Les forêts gauloises occupaient la plus grande partie du territoire; elles alimentèrent non seulement le pays, mais encore jusqu'à l’Italie. Elles permirent aux Romains d’exécuter rapidement leurs grands travaux où d’énormes quantités de bois étaient nécessaires. Paris, en ce temps-là était surtout la Cité : elle renfermait le Palais, ainsi que la Cathédrale, dénommée d’abord Saint-Étienne, et d'autres édifice. Entre ces monuments, qui étaient - sauf les principaux -, des bâtiments construits en charpente, se trouvaient des maisons et cases de bois, occupant les terrains coupés de rues et de ruelles, entourés de remparts dont les portes, tours ou citadelles, étaient autant d’ouvrages de charpenterie grossière. La charpente jouait un très grand rôle dans la construction de ces édifices, parfois détruits par des incendies. Depuis le temps où l’empereur Julien aimait à résider à Paris, la Cité était desservie par deux ponts de bois qui portèrent les noms de Petit et de Grand Pont. Les têtes de ponts qui défendaient ces ouvrages étaient encore des fortifications en charpentes reposant sur des massifs de maçonnerie[2].

Catégories de métiers modifier

 
Charpente de la grange de Meslay, ferme fortifiée du XIIIe siècle (1220).
 
Halles de Questembert dans le Morbihan en Bretagne. Le bâtiment et son architecture datent du XVIe siècle.

Le corps de métier des charpentiers ou plutôt de la communauté de ce métier, car c’est le titre que portait l’ensemble des artisans de la même profession, composée de maîtres, de valets (ou ouvriers) et d’apprentis. Aussi cette corporation, fut-elle comprise dans l’organisation ordonnée par Louis IX et réalisée par les règlements d'Étienne Boileau, le célèbre prévôt des marchands, vers 1260. Les communautés de métiers obtinrent, de Saint Louis, des règlements spéciaux et distincts. Le métier de charpentier faisait partie des métiers déclarés francs, c’est-à-dire qu’il pouvait être librement exercé, pourvu que l’on eût les connaissances, et l’argent nécessaires (les métiers non francs relevaient quant à eux, soit du roi lui-même, soit de l’un des seigneurs de la Cour, délégué du souverain qui l’avait nommé grand maître du métier)[2].

Les grandes maîtrises accordées à titre gracieux par le roi à certains dignitaires de sa suite et que le monarque pouvait toujours ressaisir, donnaient droit à certains privilèges, comme la nomination des jurés, la perception du droit au métier et la perception d'une partie des amendes infligées pour inobservation des statuts.
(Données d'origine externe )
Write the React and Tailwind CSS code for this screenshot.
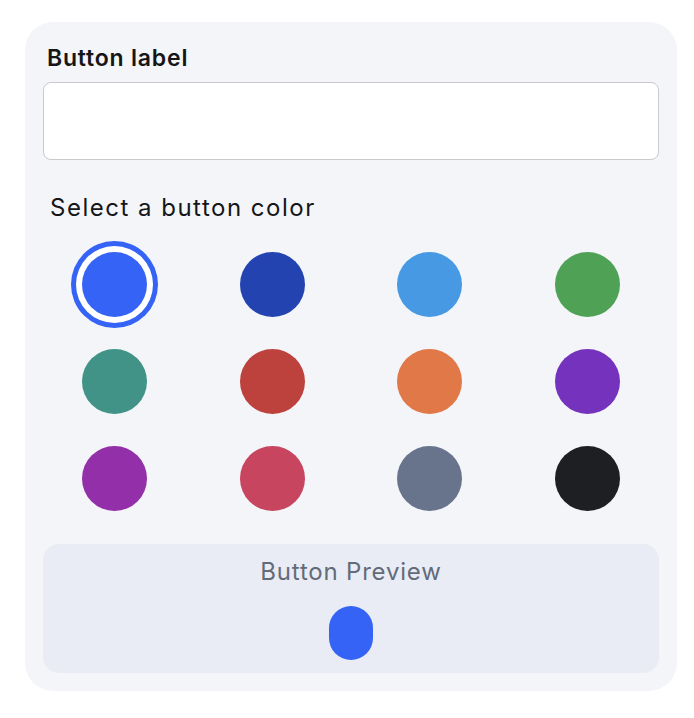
import React, { useState } from "react";

const colors = [
  "#3563f6",
  "#2343b0",
  "#4699e2",
  "#4fa255",
  "#419387",
  "#bd413c",
  "#e07848",
  "#7533bd",
  "#932fa8",
  "#c7455f",
  "#67748c",
  "#1e1f23",
];

export default function App() {
  const [selected, setSelected] = useState(0);
  const [label, setLabel] = useState("");

  return (
    <div className="min-h-screen bg-white pl-[25px] pt-[22px] font-['Inter',sans-serif]">
      <div className="w-[652px] rounded-[28px] bg-[#f4f5f9] px-[18px] pb-[18px] pt-[22px]">
        <label className="block px-1 text-[23px] font-semibold leading-[28px] tracking-[0.8px] text-[#151618]">
          Button label
        </label>
        <input
          value={label}
          onChange={(e) => setLabel(e.target.value)}
          className="mt-[10px] block h-[78px] w-full rounded-lg border border-[#c9c9ce] bg-white px-3 text-[18px] outline-none"
        />
        <p className="mt-[32px] px-[7px] text-[24px] leading-8 tracking-[1.5px] text-[#151618]">
          Select a button color
        </p>
        <div className="-mx-[7px] mt-[16px] grid grid-cols-4 gap-y-[9px]">
          {colors.map((c, i) => (
            <div key={c} className="flex h-[88px] items-center justify-center">
              <button
                onClick={() => setSelected(i)}
                style={{ backgroundColor: c, "--tw-ring-color": c }}
                className={
                  selected === i
                    ? "h-[65px] w-[65px] rounded-full ring-[5px] ring-offset-[6px] ring-offset-white"
                    : "h-[65px] w-[65px] rounded-full"
                }
              />
            </div>
          ))}
        </div>
        <div className="mt-[22px] flex h-[129px] flex-col items-center rounded-2xl bg-[#e9ecf5] pt-[12px]">
          <p className="text-[24px] leading-8 tracking-[0.8px] text-[#646b78]">Button Preview</p>
          <button
            style={{ backgroundColor: colors[selected] }}
            className="mt-[18px] h-[54px] w-[44px] rounded-full text-white"
          >
            {label}
          </button>
        </div>
      </div>
    </div>
  );
}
Les charpentiers avaient, pour grand maître de leur métier, le maître charpentier royal Foulques du Temple (?! A rectifier, ni les dates, ni les fonctions ne correspondent), était le charpentier du roi Saint Louis ; il lui donna cette maîtrise en 1258 et plaça sous sa juridiction les charpentiers et autres artisans qui travaillaient le bois ou, comme on disait à cette époque : « toutes manières d’ouvriers qui œuvrent du tranchant en merrien », à savoir les charpentiers grossiers qui faisaient les planchers, les combles et autres gros ouvrages du bâtiment, les huchiers, fabricants de coffres et de huches, les huissiers qui faisaient les huis (portes en bois), les tonneliers, les charrons et charretiers, les couvreurs qui revêtaient les combles de tuiles de bois, les cochetiers (fabricants de coches d'eau) et les faiseurs de nez (fabricants de petits bateaux), les tourneurs et les lambrisseurs ou lambroisseurs, auxquels on devait les lambris[5].

Cette puissante corporation comprenait donc au moins neuf spécialités de métiers ayant chacune leurs jurés chargés de la surveillance du métier et de l’exécution des lois et ordonnances qui le régissait. Si le grand maître abusait de son autorité, la corporation en appelait au roi qui donna souvent raison aux artisans luttant contre ce haut personnage.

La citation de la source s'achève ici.